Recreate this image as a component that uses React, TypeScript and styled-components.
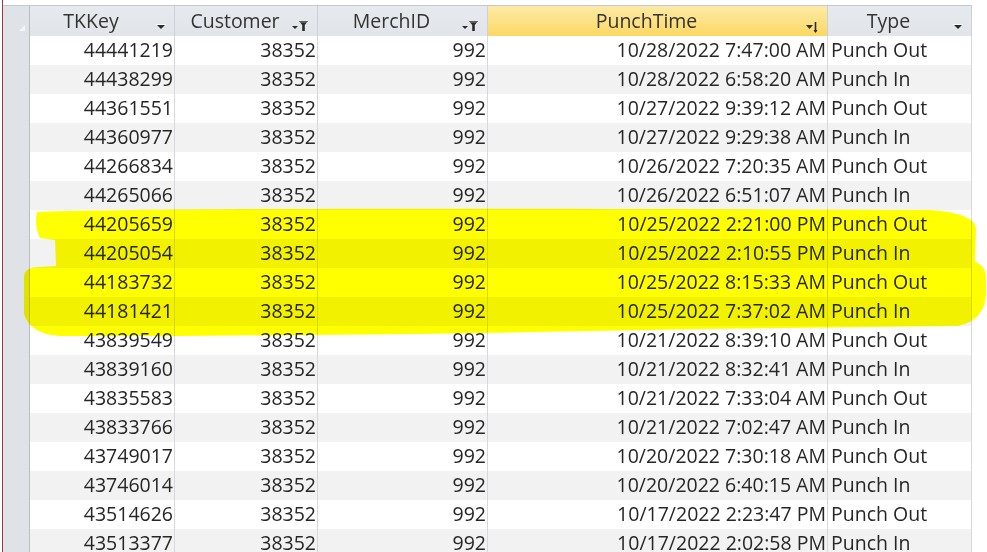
import styled, { createGlobalStyle } from 'styled-components';

const GlobalStyle = createGlobalStyle`
  html, body {
    margin: 0;
    padding: 0;
    background: #ffffff;
    overflow: hidden;
  }
  body {
    font-family: "Open Sans", "Liberation Sans", sans-serif;
  }
`;

type Punch = {
  key: string;
  customer: string;
  merch: string;
  time: string;
  type: string;
};

const rows: Punch[] = [
  { key: '44441219', customer: '38352', merch: '992', time: '10/28/2022 7:47:00 AM', type: 'Punch Out' },
  { key: '44438299', customer: '38352', merch: '992', time: '10/28/2022 6:58:20 AM', type: 'Punch In' },
  { key: '44361551', customer: '38352', merch: '992', time: '10/27/2022 9:39:12 AM', type: 'Punch Out' },
  { key: '44360977', customer: '38352', merch: '992', time: '10/27/2022 9:29:38 AM', type: 'Punch In' },
  { key: '44266834', customer: '38352', merch: '992', time: '10/26/2022 7:20:35 AM', type: 'Punch Out' },
  { key: '44265066', customer: '38352', merch: '992', time: '10/26/2022 6:51:07 AM', type: 'Punch In' },
  { key: '44205659', customer: '38352', merch: '992', time: '10/25/2022 2:21:00 PM', type: 'Punch Out' },
  { key: '44205054', customer: '38352', merch: '992', time: '10/25/2022 2:10:55 PM', type: 'Punch In' },
  { key: '44183732', customer: '38352', merch: '992', time: '10/25/2022 8:15:33 AM', type: 'Punch Out' },
  { key: '44181421', customer: '38352', merch: '992', time: '10/25/2022 7:37:02 AM', type: 'Punch In' },
  { key: '43839549', customer: '38352', merch: '992', time: '10/21/2022 8:39:10 AM', type: 'Punch Out' },
  { key: '43839160', customer: '38352', merch: '992', time: '10/21/2022 8:32:41 AM', type: 'Punch In' },
  { key: '43835583', customer: '38352', merch: '992', time: '10/21/2022 7:33:04 AM', type: 'Punch Out' },
  { key: '43833766', customer: '38352', merch: '992', time: '10/21/2022 7:02:47 AM', type: 'Punch In' },
  { key: '43749017', customer: '38352', merch: '992', time: '10/20/2022 7:30:18 AM', type: 'Punch Out' },
  { key: '43746014', customer: '38352', merch: '992', time: '10/20/2022 6:40:15 AM', type: 'Punch In' },
  { key: '43514626', customer: '38352', merch: '992', time: '10/17/2022 2:23:47 PM', type: 'Punch Out' },
  { key: '43513377', customer: '38352', merch: '992', time: '10/17/2022 2:02:58 PM', type: 'Punch In' },
];

const COLS = '27px 145px 143px 170px 340px 144px';

function DropArrow() {
  return (
    <svg width="10" height="6" viewBox="0 0 10 6">
      <path d="M1 1 H9 L5 5 Z" fill="#2b2b2b" />
      <path d="M0 0.5 H10" stroke="#ffffff" strokeWidth="1" />
    </svg>
  );
}

function FilterArrow() {
  return (
    <svg width="18" height="12" viewBox="0 0 18 12">
      <path d="M1 6 H7 L4 9 Z" fill="#2b2b2b" />
      <path d="M8 1 H17 L13.8 5 V11 L11.2 11 V5 Z" fill="#2b2b2b" />
      <path d="M9 2 H16" stroke="#8f8f8f" strokeWidth="1" />
    </svg>
  );
}

function SortArrow() {
  return (
    <svg width="14" height="13" viewBox="0 0 14 13">
      <path d="M1 4 H8 L4.5 8 Z" fill="#2b2b2b" />
      <path d="M10.5 1 V11" stroke="#2b2b2b" strokeWidth="1.6" />
      <path d="M8.5 9 H12.5 L10.5 12 Z" fill="#2b2b2b" />
    </svg>
  );
}

export default function App() {
  return (
    <Page>
      <GlobalStyle />
      <Sheet>
        <HeaderRow>
          <Corner>
            <CornerMark />
          </Corner>
          <HeadCell>
            <HeadLabel>TKKey</HeadLabel>
            <Glyph $top={18}><DropArrow /></Glyph>
          </HeadCell>
          <HeadCell>
            <HeadLabel>Customer</HeadLabel>
            <Glyph $top={14}><FilterArrow /></Glyph>
          </HeadCell>
          <HeadCell>
            <HeadLabel>MerchID</HeadLabel>
            <Glyph $top={14}><FilterArrow /></Glyph>
          </HeadCell>
          <HeadCell $active>
            <HeadLabel>PunchTime</HeadLabel>
            <Glyph $top={15}><SortArrow /></Glyph>
          </HeadCell>
          <HeadCell>
            <HeadLabel>Type</HeadLabel>
            <Glyph $top={18}><DropArrow /></Glyph>
          </HeadCell>
        </HeaderRow>
        {rows.map((r, i) => (
          <DataRow key={r.key} $alt={i % 2 === 1}>
            <Selector />
            <Cell $align="right">{r.key}</Cell>
            <Cell $align="right">{r.customer}</Cell>
            <Cell $align="right">{r.merch}</Cell>
            <Cell $align="right">{r.time}</Cell>
            <Cell $align="left">{r.type}</Cell>
          </DataRow>
        ))}
      </Sheet>
      <Highlight width="987" height="552" viewBox="0 0 987 552">
        <path
          d="M37 212 C 200 207 600 209 930 210 Q 974 213 976 228 L 975 262 Q 984 264 986 276 L 986 292
             Q 986 320 958 326 L 700 329 L 420 334 L 180 336 L 60 336 Q 30 334 24 314 L 24 276
             Q 25 267 40 267 L 56 266 L 55 240 L 40 238 Q 34 226 37 212 Z"
          fill="#ffff00"
        />
      </Highlight>
    </Page>
  );
}

const Page = styled.div`
  position: relative;
  width: 987px;
  height: 552px;
  overflow: hidden;
  padding: 5px 0 0 2px;
  box-sizing: border-box;
  &::before {
    content: '';
    position: absolute;
    left: 2px;
    top: 0;
    bottom: 0;
    width: 1px;
    background: #a1343f;
  }
`;

const Sheet = styled.div`
  display: flex;
  flex-direction: column;
  align-items: flex-start;
  color: #262626;
  font-size: 19.5px;
`;

const HeaderRow = styled.div`
  display: grid;
  grid-template-columns: ${COLS};
  height: 30px;
  border-top: 1px solid #c5c9cf;
  margin-left: 1px;
`;

const Corner = styled.div`
  position: relative;
  background: #dfe2e7;
  border-right: 1px solid #b9bec6;
`;

const CornerMark = styled.div`
  position: absolute;
  left: 16px;
  top: 19px;
  width: 0;
  height: 0;
  border-left: 6px solid transparent;
  border-bottom: 6px solid #f4f5f7;
`;

const HeadCell = styled.div<{ $active?: boolean }>`
  position: relative;
  display: flex;
  align-items: center;
  justify-content: center;
  padding-right: 22px;
  background: ${(p) =>
    p.$active ? 'linear-gradient(#fdeaa8, #fcd862)' : 'linear-gradient(#e6e9ed, #e1e4e8)'};
  border-right: 1px solid #cdd1d7;
  color: #333333;
`;

const HeadLabel = styled.span`
  line-height: 30px;
  margin-top: -1px;
`;

const Glyph = styled.span<{ $top: number }>`
  position: absolute;
  right: 8px;
  top: ${(p) => p.$top}px;
  display: flex;
`;

const DataRow = styled.div<{ $alt: boolean }>`
  display: grid;
  grid-template-columns: ${COLS};
  height: 29px;
  margin-left: 1px;
  background: ${(p) => (p.$alt ? '#f2f2f2' : '#ffffff')};
`;

const Selector = styled.div`
  background: #dfe2e7;
  border-right: 1px solid #b9bec6;
  border-bottom: 1px solid #eef0f2;
`;

const Cell = styled.div<{ $align: 'left' | 'right' }>`
  display: flex;
  align-items: center;
  justify-content: ${(p) => (p.$align === 'right' ? 'flex-end' : 'flex-start')};
  padding: 0 1px 1px 3px;
  border-right: 1px solid #d5d9de;
  border-bottom: 1px solid #d5d9de;
  white-space: nowrap;
  line-height: 28px;
`;

const Highlight = styled.svg`
  position: absolute;
  left: 0;
  top: 0;
  pointer-events: none;
  mix-blend-mode: multiply;
`;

········

§ **Set problem**
Collect each line containing the string "components".

§ **Correct answer**
Recreate this image as a component that uses React, TypeScript and styled-components.
import styled, { createGlobalStyle } from 'styled-components';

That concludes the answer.